示範區是要以產業管制的開放為吸引力,加上某種程度的租稅優惠,吸引企業大量投資,造成良性的投資和生產及就業效果。然而,台灣諸多政府部會還是習慣以「管制」企業而非「輔導」產業為其要務;因此,原來可以大幅開放的專業服務業,例如律師、會計師、醫師、教育(馬來西亞都已經開放)等,都在這個示範區內缺席。此外,建築管制的鬆綁、用藥和醫院的鬆綁(東京戰略經濟特區已經鬆綁)等,原來都可以帶來大量的相關產業發展,卻因為沒有列入鬆綁而讓其誘因打了折扣,沒有像上海自由貿易試驗區一般,一宣布要運作立刻有大量企業表示要投資的意願。可能要等到各種不同看法匯集、示範區的運作也可能未如預期之下,相關部會才會在行政院的要求下進一步開放。

另一種思考:區對區自由貿易協定

一個可以彌補這種缺失的作法,是和上海自由貿易試驗區、海西經濟區、菲律賓蘇比克經濟特區、仁川經濟特區、馬來西亞巴生港特區等地簽署「區對區自由貿易協定」,在區對區之間提供完全的自由貿易。
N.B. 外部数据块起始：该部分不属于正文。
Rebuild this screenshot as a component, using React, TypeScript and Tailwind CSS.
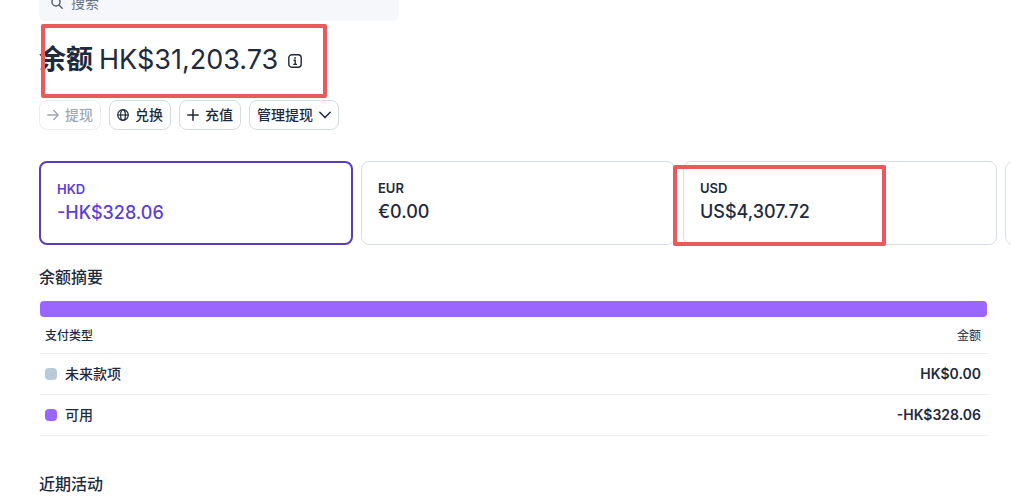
import { useState } from "react";
import type { ReactNode } from "react";

interface Currency {
    code: string;
    amount: string;
    marked?: boolean;
}

const currencies: Currency[] = [
    { code: "HKD", amount: "-HK$328.06" },
    { code: "EUR", amount: "€0.00" },
    { code: "USD", amount: "US$4,307.72", marked: true },
];

const summaryRows = [
    { label: "未来款项", amount: "HK$0.00", color: "bg-[#b9c9d9]" },
    { label: "可用", amount: "-HK$328.06", color: "bg-[#9966ff]" },
];

function ActionButton({ children, disabled }: { children: ReactNode; disabled?: boolean }) {
    return (
        <button
            type="button"
            disabled={disabled}
            className="flex h-[30px] items-center gap-1.5 rounded-lg border border-[#d5dbe1] px-[7px] text-sm font-medium whitespace-nowrap disabled:border-[#eaedf1] disabled:text-[#a3a8b0]"
        >
            {children}
        </button>
    );
}

function SearchBar() {
    return (
        <header className="flex h-[21px] items-end overflow-hidden">
            <label className="flex h-9 w-[360px] shrink-0 items-center gap-2 rounded-md bg-[#f5f7fa] px-3 text-[#596171]">
                <svg className="size-3 shrink-0" viewBox="0 0 12 12" fill="none" stroke="currentColor" strokeWidth="1.5" strokeLinecap="round">
                    <circle cx="5" cy="5" r="4" />
                    <path d="M8 8l3.2 3.2" />
                </svg>
                <input
                    type="text"
                    aria-label="搜索"
                    placeholder="搜索"
                    className="w-full bg-transparent text-sm outline-none placeholder:text-[#687385]"
                />
            </label>
        </header>
    );
}

function CurrencyCard({ currency, active, onSelect }: { currency: Currency; active: boolean; onSelect: () => void }) {
    return (
        <div className="relative w-[314px] shrink-0">
            <button
                type="button"
                onClick={onSelect}
                className={`flex h-[84px] w-full flex-col items-start rounded-lg px-4 pt-4 text-left ${
                    active ? "border-2 border-[#5a3fb8] text-[#5b3fd6]" : "border border-[#d8dee4]"
                }`}
            >
                <span className="text-[13px] leading-5 font-semibold">{currency.code}</span>
                <span className="text-lg leading-7 font-medium">{currency.amount}</span>
            </button>
            {currency.marked && (
                <div className="pointer-events-none absolute top-1 -left-2.5 h-[81px] w-[213px] rounded-xs border-4 border-[#e85a5c]" />
            )}
        </div>
    );
}

export default function App() {
    const [selected, setSelected] = useState("HKD");

    return (
        <main className="overflow-hidden bg-white pl-[39px] font-['Inter','Noto_Sans_CJK_SC',sans-serif] text-[#1f2a3d]">
            <SearchBar />

            {/* Total balance */}
            <div className="relative flex h-[79px] items-center gap-2.5 pb-0.5">
                <h1 className="flex items-baseline gap-1.5 text-[27px] leading-8 whitespace-nowrap">
                    <span className="font-bold">余额</span>
                    <span className="font-normal">HK$31,203.73</span>
                </h1>
                <button type="button" aria-label="余额说明" className="mt-0.5">
                    <svg className="size-3.5" viewBox="0 0 14 14" fill="none" stroke="currentColor" strokeWidth="1.4">
                        <rect x="0.8" y="0.8" width="12.4" height="12.4" rx="3" />
                        <path d="M5.5 6.3h1.7v4.2M5.2 10.4h3.8" />
                        <circle cx="7" cy="3.9" r="0.9" fill="currentColor" stroke="none" />
                    </svg>
                </button>
                <div className="pointer-events-none absolute top-[3px] left-0.5 h-[74px] w-[286px] rounded-xs border-4 border-[#e85a5c]" />
            </div>

            <div className="flex gap-2">
                <ActionButton disabled>
                    <svg className="size-3" viewBox="0 0 12 12" fill="none" stroke="currentColor" strokeWidth="1.4" strokeLinecap="round" strokeLinejoin="round">
                        <path d="M0.8 6h10.4M6.8 1.6L11.2 6l-4.4 4.4" />
                    </svg>
                    提现
                </ActionButton>
                <ActionButton>
                    <svg className="size-3" viewBox="0 0 12 12" fill="none" stroke="currentColor" strokeWidth="1.2">
                        <circle cx="6" cy="6" r="5.3" />
                        <ellipse cx="6" cy="6" rx="2.4" ry="5.3" />
                        <path d="M0.7 6h10.6" />
                    </svg>
                    兑换
                </ActionButton>
                <ActionButton>
                    <svg className="size-3" viewBox="0 0 12 12" fill="none" stroke="currentColor" strokeWidth="1.5" strokeLinecap="round">
                        <path d="M6 0.8v10.4M0.8 6h10.4" />
                    </svg>
                    充值
                </ActionButton>
                <ActionButton>
                    管理提现
                    <svg className="w-3" viewBox="0 0 12 8" fill="none" stroke="currentColor" strokeWidth="1.5" strokeLinecap="round" strokeLinejoin="round">
                        <path d="M0.8 1.2L6 6.6l5.2-5.4" />
                    </svg>
                </ActionButton>
            </div>

            {/* Currency cards, the row runs past the right edge */}
            <div className="mt-[31px] flex gap-2 overflow-hidden pb-1">
                {currencies.map((currency) => (
                    <CurrencyCard
                        key={currency.code}
                        currency={currency}
                        active={selected === currency.code}
                        onSelect={() => setSelected(currency.code)}
                    />
                ))}
                <div className="h-[84px] w-[314px] shrink-0 rounded-lg border border-[#d8dee4]" />
            </div>

            <section className="mt-4 mr-6">
                <h2 className="text-base leading-6 font-medium">余额摘要</h2>
                <div className="mt-3 ml-px h-4 rounded-sm bg-[#9966ff]" />
                <table className="ml-px w-full text-sm">
                    <thead>
                        <tr className="h-9 border-b border-[#ebeef1] text-xs">
                            <th className="pt-0.5 pl-[5px] text-left font-medium">支付类型</th>
                            <th className="pt-0.5 pr-[7px] text-right font-normal">金额</th>
                        </tr>
                    </thead>
                    <tbody>
                        {summaryRows.map((row) => (
                            <tr key={row.label} className="h-[41px] border-b border-[#ebeef1] font-medium">
                                <td className="pl-[5px]">
                                    <span className="flex items-center gap-2">
                                        <span className={`size-3 rounded-sm ${row.color}`} />
                                        {row.label}
                                    </span>
                                </td>
                                <td className="pr-[7px] text-right font-semibold">{row.amount}</td>
                            </tr>
                        ))}
                    </tbody>
                </table>
            </section>

            <h2 className="mt-9 text-base leading-6 font-medium">近期活动</h2>
        </main>
    );
}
由於世界貿易組織對於這樣的作法並沒有規範,因此不存在對其他會員國「貿易歧視」的問題。如此,由於上述的物流、金流、人流、資訊流在區域之間完全自由移動的誘因極大,自然可以吸引到大量的企業到這些經濟特區投資。例如,資訊的自由流動涉及「海量資料」(big data)能否自由運用來獲取商機,而目前各國來自於「個人資料保護法」衍生的資訊流動管制正在限制跨國資訊企業這種商機的產生,若能突破法規限制,將會受到這些企業的青睞;而如果桃園航空城可以提供新藥在五年內通過研發管制的環境,而非目前先進國家的十年以上,立刻會成為新藥的全球研發中心。

由於台灣的地理位置在東亞正好處於中央的位置,和各地經濟特區簽署自由貿易協定的結果將會讓台灣的地理優勢凸顯,跨國企業可能在上述各個特區設立據點,但營運中心極可能就放在台灣,因為從台灣可以免簽證隨時飛到各個特區去管理那裡的營運,台灣也將獲得相對最大的利益。

政府應轉變思維 展現魄力

上述概念是否能夠落實,端看主政者是否具備前瞻的願景。例如,要成為一個眾多跨國企業的營運中心,就必須提供最好的生活環境和人才供給,包括便利的生活商店、國際學校、外國大學、各種國際性的生活、休閒和交通設施,來吸引跨國企業的高級幹部選擇此地,放棄新加坡和香港。這可能又涉及博奕、教育和其他活動的鬆綁,以及更多的當地投資。

上述種種都對政府構成了嚴厲的挑戰。台灣的經濟轉型和未來發展,自由經濟示範區無疑居關鍵地位;能否成功就看政府的眼光和魄力了!